Data for the task >>
· · · · ·

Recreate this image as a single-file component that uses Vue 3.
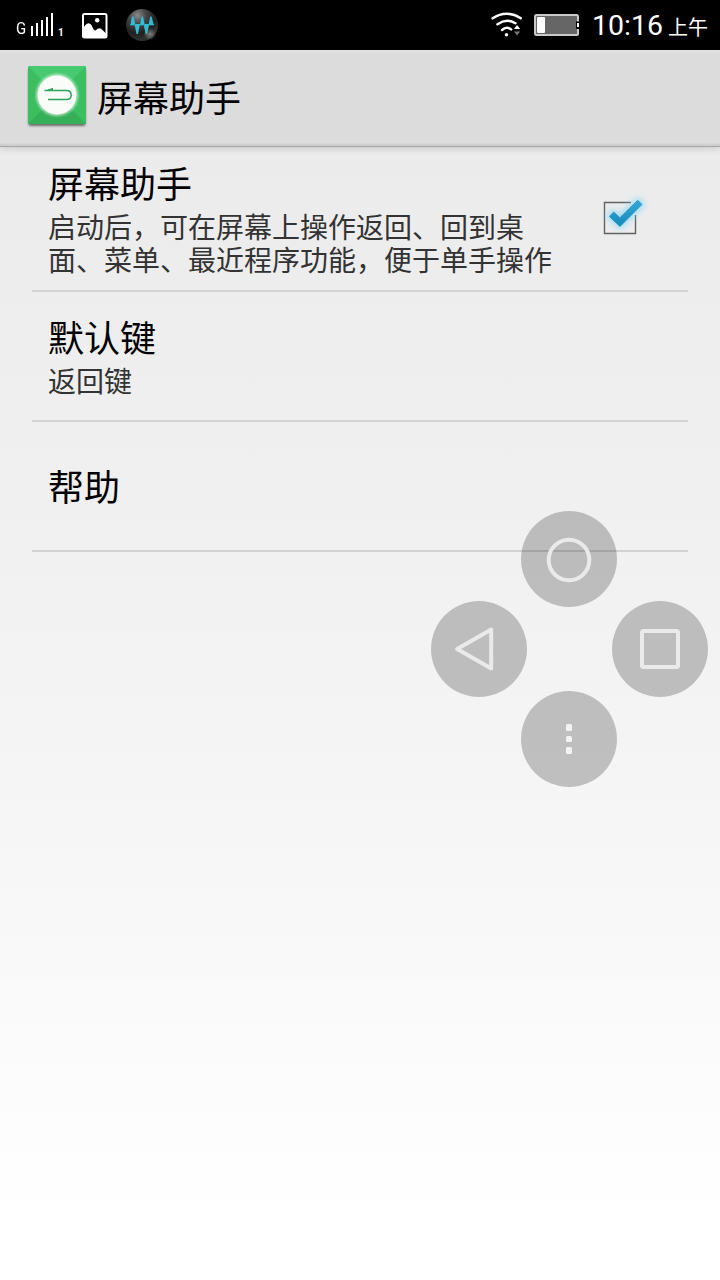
<script setup>
const rows = [
  {
    title: '屏幕助手',
    summary: ['启动后，可在屏幕上操作返回、回到桌', '面、菜单、最近程序功能，便于单手操作'],
    checked: true,
    kind: 'tall',
  },
  { title: '默认键', summary: ['返回键'], kind: 'medium' },
  { title: '帮助', summary: [], kind: 'single' },
]
const signalBars = [10, 13, 16, 19, 23]
</script>

<template>
  <div class="screen">
    <header class="status">
      <div class="signal">
        <span class="network">G</span>
        <span class="bars">
          <i v-for="h in signalBars" :key="h" :style="{ height: h + 'px' }"></i>
        </span>
        <span class="sim">1</span>
      </div>
      <svg class="picture" width="26" height="26" viewBox="0 0 26 26">
        <rect x="1" y="1" width="23.5" height="23.5" rx="1.5" fill="#000" stroke="#fff" stroke-width="2" />
        <circle cx="15.2" cy="7.2" r="2.2" fill="#fff" />
        <path d="M1 15 L3.5 12 Q6.5 8.5 9.5 12 Q11.5 17.5 13.5 17.5 Q17.5 13.5 20.5 17 L24.5 21 V24.5 H1Z" fill="#fff" />
      </svg>
      <svg class="orb" width="34" height="34" viewBox="0 0 34 34">
        <defs>
          <radialGradient id="orbFill" cx=".36" cy=".2" r=".75">
            <stop offset="0" stop-color="#8b8b8b" />
            <stop offset=".35" stop-color="#464646" />
            <stop offset=".75" stop-color="#202020" />
            <stop offset="1" stop-color="#303030" />
          </radialGradient>
          <radialGradient id="orbGlow">
            <stop offset="0" stop-color="#aaa" stop-opacity=".65" />
            <stop offset="1" stop-color="#aaa" stop-opacity="0" />
          </radialGradient>
        </defs>
        <circle cx="17" cy="17" r="16" fill="url(#orbFill)" />
        <circle cx="25" cy="26" r="6.5" fill="url(#orbGlow)" />
        <path d="M5.5 17 L7 8.5 H8.5 L10.5 17Z M15 17 L16.5 8.5 H18 L19.8 17Z M23.5 17 L25.2 8.5 H26.5 L28.8 17Z M9.5 16 L11.5 26 H13 L15 16Z M18.5 16 L20.7 26 H22 L24.3 16Z" fill="#32bdd4" />
        <path d="M5 16.8 H29" stroke="#32bdd4" stroke-width="1" />
      </svg>
      <span class="grow"></span>
      <svg class="wifi" width="32" height="26" viewBox="0 0 32 26">
        <g fill="none" stroke="#fff" stroke-linecap="round">
          <path d="M1.6 6.2 Q15.5 -2.8 29.8 6.2" stroke-width="2.5" />
          <path d="M6.5 12.2 Q15.5 5.8 24.5 11.2" stroke-width="2.5" />
          <path d="M11 18 Q15.5 14 20.2 17.4" stroke-width="2.4" />
        </g>
        <circle cx="15.5" cy="22.7" r="1.7" fill="#fff" />
        <path d="M23 17 L26 13 L29.2 17Z" fill="#fff" />
        <path d="M23 19.5 H29.2 L26 23.5Z" fill="#777" />
      </svg>
      <svg class="battery" width="46" height="23" viewBox="0 0 46 23">
        <rect x="1" y="1" width="43" height="20" rx="1.5" fill="#666" stroke="#c9c9c9" stroke-width="2" />
        <rect x="3" y="3" width="8" height="16" rx="1" fill="#fff" />
        <rect x="42" y="7.5" width="4" height="7.5" fill="#000" />
        <rect x="43" y="9" width="2" height="4" fill="#fff" />
      </svg>
      <span class="clock">10:16</span>
      <span class="meridiem">上午</span>
    </header>

    <div class="titlebar">
      <svg class="logo" width="62" height="64" viewBox="0 0 62 64">
        <defs>
          <clipPath id="tile"><rect x="2" y="1" width="58" height="58" rx="1.5" /></clipPath>
          <filter id="soft" x="-20%" y="-20%" width="140%" height="140%"><feGaussianBlur stdDeviation="1.1" /></filter>
        </defs>
        <rect x="2.5" y="4" width="57" height="57" rx="2" fill="#000" opacity=".5" filter="url(#soft)" />
        <g clip-path="url(#tile)">
          <rect x="2" y="1" width="58" height="58" fill="#3cbd60" />
          <path d="M2 1 H60 L31 30Z" fill="#48cb70" />
          <path d="M60 1 V59 L31 30Z" fill="#3bc061" />
          <path d="M2 59 H60 L31 30Z" fill="#35b058" />
        </g>
        <circle cx="31" cy="30" r="21.2" fill="#fff" opacity=".55" filter="url(#soft)" />
        <circle cx="31" cy="30" r="19.4" fill="#fafcfa" />
        <path d="M18.5 25.4 H40.5 Q45.2 25.4 45.2 30 Q45.2 34.6 40.5 34.6 H22" fill="none" stroke="#2ca457" stroke-width="1.5" />
        <path d="M18 26 L27 22.8 V26Z" fill="#2ca457" />
      </svg>
      <h1>屏幕助手</h1>
    </div>

    <main class="list">
      <section v-for="row in rows" :key="row.title" class="row" :class="row.kind">
        <div class="copy">
          <h2>{{ row.title }}</h2>
          <p v-for="line in row.summary" :key="line">{{ line }}</p>
        </div>
        <svg v-if="row.checked" class="check" width="64" height="64" viewBox="0 0 64 64">
          <defs>
            <linearGradient id="tick" x1="0" y1="0" x2="0" y2="1">
              <stop offset="0" stop-color="#35a9d6" />
              <stop offset="1" stop-color="#1489bb" />
            </linearGradient>
            <filter id="glow" x="-50%" y="-50%" width="200%" height="200%"><feGaussianBlur stdDeviation="3" /></filter>
          </defs>
          <path d="M43 18.5 H16.5 V49.5 H47.5 V31" fill="none" stroke="#626262" stroke-width="1.4" />
          <path d="M21 32 L25.5 27.5 L32 33 L50 16 L54.5 20.5 L32 43Z" fill="#7fd6f5" stroke="#7fd6f5" stroke-width="4" opacity=".75" filter="url(#glow)" />
          <path d="M21.3 32.4 L25.8 28 L31.8 33.8 L49.8 16.3 L53.9 20.4 L32 42.5Z" fill="url(#tick)" stroke="#2892bb" stroke-width=".8" stroke-linejoin="round" />
        </svg>
      </section>
    </main>

    <nav class="pad">
      <span class="key home">
        <svg width="48" height="48" viewBox="0 0 48 48"><circle cx="24" cy="25" r="20.3" /></svg>
      </span>
      <span class="key back">
        <svg width="48" height="48" viewBox="0 0 48 48"><path d="M36.2 4.6 V43.4 L2.2 24Z" /></svg>
      </span>
      <span class="key recent">
        <svg width="48" height="48" viewBox="0 0 48 48"><rect x="6" y="6" width="36" height="36" rx="1.5" /></svg>
      </span>
      <span class="key more"><i></i><i></i><i></i></span>
    </nav>
  </div>
</template>

<style>
body { margin: 0; background: #fff; }
</style>

<style scoped>
.screen {
  position: relative;
  width: 720px;
  height: 1280px;
  overflow: hidden;
  display: flex;
  flex-direction: column;
  background: linear-gradient(#e8e8e8 0, #ececec 200px, #f0f0f0 490px, #f5f5f5 780px, #fff 1220px);
  font-family: "Noto Sans CJK SC", sans-serif;
  color: #000;
}
h1, h2, p { margin: 0; font-weight: 400; white-space: nowrap; }
.status {
  box-sizing: border-box;
  height: 50px;
  flex: none;
  display: flex;
  align-items: center;
  padding: 0 12px 0 16px;
  background: #000;
  color: #fff;
}
.signal { display: flex; align-items: flex-end; height: 24px; width: 66px; }
.network {
  width: 15px;
  margin-bottom: 2px;
  font: 17px/13px Roboto, sans-serif;
  transform: scaleX(.88);
  transform-origin: left bottom;
}
.bars { display: flex; align-items: flex-end; gap: 3px; margin-bottom: 1px; }
.bars i { width: 2px; background: #fff; }
.sim { margin-left: 5px; font: bold 10px/8px Roboto, sans-serif; }
.picture { margin-top: 1px; }
.orb { margin-left: 17px; }
.grow { flex: 1; }
.wifi { margin-right: 11px; margin-top: -1px; }
.battery { margin-right: 12px; }
.clock { width: 76px; font: 28.5px/50px Roboto, sans-serif; padding-top: 2px; white-space: nowrap; }
.meridiem { font-size: 20px; line-height: 50px; padding-top: 3px; width: 40px; white-space: nowrap; }
.titlebar {
  position: relative;
  box-sizing: border-box;
  height: 97px;
  flex: none;
  display: flex;
  align-items: flex-start;
  padding: 15px 0 0 26px;
  background: linear-gradient(#e1e1e1, #dcdcdc 6px, #dcdcdc 93px, #cfcfcf 94px, #cfcfcf);
  border-bottom: 1px solid #a6a6a6;
  box-shadow: 0 1px 8px rgba(0, 0, 0, .16);
}
h1 { margin: 5px 0 0 9px; font-size: 36px; line-height: 53px; }
.list { padding: 0 32px; }
.row {
  box-sizing: border-box;
  display: flex;
  justify-content: space-between;
  height: 130px;
  padding-left: 16px;
  border-bottom: 2px solid #d3d3d3;
}
.tall { height: 145px; padding-top: 11px; }
.medium { padding-top: 20px; }
.single { padding-top: 39px; }
h2 { font-size: 36px; line-height: 48px; }
p { font-size: 28px; line-height: 33px; color: #333; }
h2 + p { margin-top: 4px; }
.check { flex: none; margin: 26px 36px 0 0; }
.pad { position: absolute; left: 431px; top: 511px; width: 277px; height: 276px; }
.key {
  position: absolute;
  width: 96px;
  height: 96px;
  border-radius: 50%;
  background: rgba(0, 0, 0, .22);
  display: flex;
  flex-direction: column;
  align-items: center;
  justify-content: center;
}
.key svg { fill: none; stroke: #eaeaea; stroke-width: 4; stroke-linejoin: round; }
.home { left: 90px; top: 0; }
.back { left: 0; top: 90px; }
.recent { left: 181px; top: 90px; }
.more { left: 90px; top: 180px; gap: 5px; }
.more i { width: 6.5px; height: 6.5px; border-radius: 1.5px; background: #f3f3f3; }
</style>
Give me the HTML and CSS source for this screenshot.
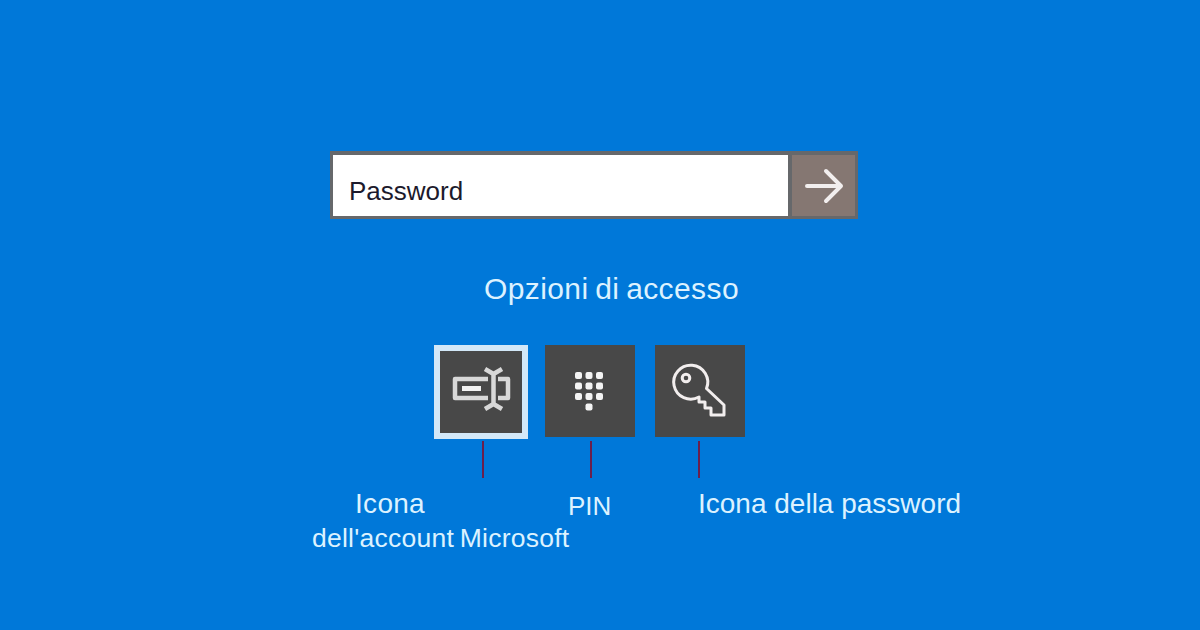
FILE: index.html
```html
<!DOCTYPE html>
<html lang="it">
<head>
    <meta charset="UTF-8">
    <meta name="viewport" content="width=device-width, initial-scale=1.0">
    <title>Opzioni di accesso</title>
    <link rel="stylesheet" href="styles.css">
</head>
<body>

    <form class="login">
        <div class="field">Password</div>
        <button class="submit" type="button" aria-label="Accedi">
            <svg width="40" height="38" viewBox="0 0 40 38">
                <path d="M3 19H37M22 4L37 19L22 34"/>
            </svg>
        </button>
    </form>

    <h1 class="title">Opzioni di accesso</h1>

    <div class="tiles">
        <div class="tile selected">
            <svg width="94" height="94" viewBox="0 0 94 94">
                <path class="thick" d="M54 34H21V53H54M64 34H74V53H64"/>
                <path class="bar" d="M28 43.500H47"/>
                <path class="thick" d="M51 24L59.500 29L68 24M59.500 28V60M51 64L59.500 59L68 64"/>
            </svg>
        </div>
        <div class="tile">
            <svg class="dots" width="90" height="92" viewBox="0 0 90 92">
                <rect x="30" y="27" width="7" height="7" rx="2"/>
                <rect x="40.500" y="27" width="7" height="7" rx="2"/>
                <rect x="51" y="27" width="7" height="7" rx="2"/>
                <rect x="30" y="37.500" width="7" height="7" rx="2"/>
                <rect x="40.500" y="37.500" width="7" height="7" rx="2"/>
                <rect x="51" y="37.500" width="7" height="7" rx="2"/>
                <rect x="30" y="48" width="7" height="7" rx="2"/>
                <rect x="40.500" y="48" width="7" height="7" rx="2"/>
                <rect x="51" y="48" width="7" height="7" rx="2"/>
                <rect x="40.500" y="58.500" width="7" height="7" rx="2"/>
            </svg>
        </div>
        <div class="tile">
            <svg width="90" height="92" viewBox="0 0 90 92">
                <path d="M51.500 43.500A17 17 0 1 0 44 52V57H50V63H56V70H69V60Z"/>
                <circle cx="31" cy="33" r="3.800"/>
            </svg>
        </div>
    </div>

    <div class="lines">
        <span class="line"></span>
        <span class="line"></span>
        <span class="line"></span>
    </div>

    <div class="labels">
        <div class="label account"><span class="first">Icona</span><span class="second">dell'account Microsoft</span></div>
        <div class="label pin">PIN</div>
        <div class="label">Icona della password</div>
    </div>

</body>
</html>
```
FILE: styles.css
```css
* {
    box-sizing: border-box;
}

body {
    margin: 0;
    height: 630px;
    padding-top: 151px;
    overflow: hidden;
    background-color: #0078d9;
    color: #dcf2ff;
    font-family: "Liberation Sans", Arial, sans-serif;
}

.login {
    display: flex;
    width: 528px;
    height: 68px;
    margin: 0 0 0 330px;
    border: 3px solid #66686b;
    border-top-width: 4px;
}

.field {
    flex: 1;
    padding: 19px 0 0 16px;
    background-color: white;
    color: #1c1a2c;
    font-size: 26px;
    line-height: 34px;
}

.submit {
    display: flex;
    align-items: center;
    justify-content: center;
    width: 67px;
    padding: 0;
    border: 0;
    border-left: 4px solid #66686b;
    background-color: #857772;
}

svg {
    display: block;
    fill: none;
    stroke: #f2eeee;
    stroke-width: 3;
    stroke-linejoin: round;
}

.submit svg {
    stroke-width: 4;
    stroke-linecap: round;
}

.title {
    margin: 51px 0 0 484px;
    font-size: 30px;
    font-weight: 400;
    line-height: 38px;
    letter-spacing: 0.4px;
    word-spacing: -2px;
}

.tiles {
    display: flex;
    height: 94px;
    margin: 37px 0 0 434px;
}

.tile {
    width: 90px;
    height: 92px;
    margin-right: 20px;
    background-color: #484848;
}

.selected {
    width: 94px;
    height: 94px;
    margin-right: 17px;
    box-shadow: inset 0 0 0 6px #d3e8f8;
}

.thick {
    stroke: #d8d8d8;
    stroke-width: 4.5;
}

.bar {
    stroke: #f2f2f2;
    stroke-width: 5;
}

.dots {
    fill: #f4f4f4;
    stroke: none;
}

.lines {
    display: flex;
    gap: 106px;
    margin: 2px 0 0 482px;
}

.line {
    width: 2px;
    height: 37px;
    background-color: #6b1f4c;
}

.labels {
    display: flex;
    margin: 9px 0 0 312px;
    font-size: 28px;
    line-height: 34px;
}

.account {
    width: 256px;
}

.label span {
    display: block;
    white-space: nowrap;
}

.first {
    padding-left: 43px;
    letter-spacing: 0.3px;
}

.second {
    font-size: 26.5px;
    letter-spacing: 0.25px;
    word-spacing: -2px;
}

.pin {
    width: 130px;
    padding-top: 2px;
    font-size: 26px;
}
```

· · · · ·

Directive >>
Above are the records. Copy every line in them holding "single".

Exercise output >>
Recreate this image as a single-file component that uses Vue 3.
  { title: '帮助', summary: [], kind: 'single' },
.single { padding-top: 39px; }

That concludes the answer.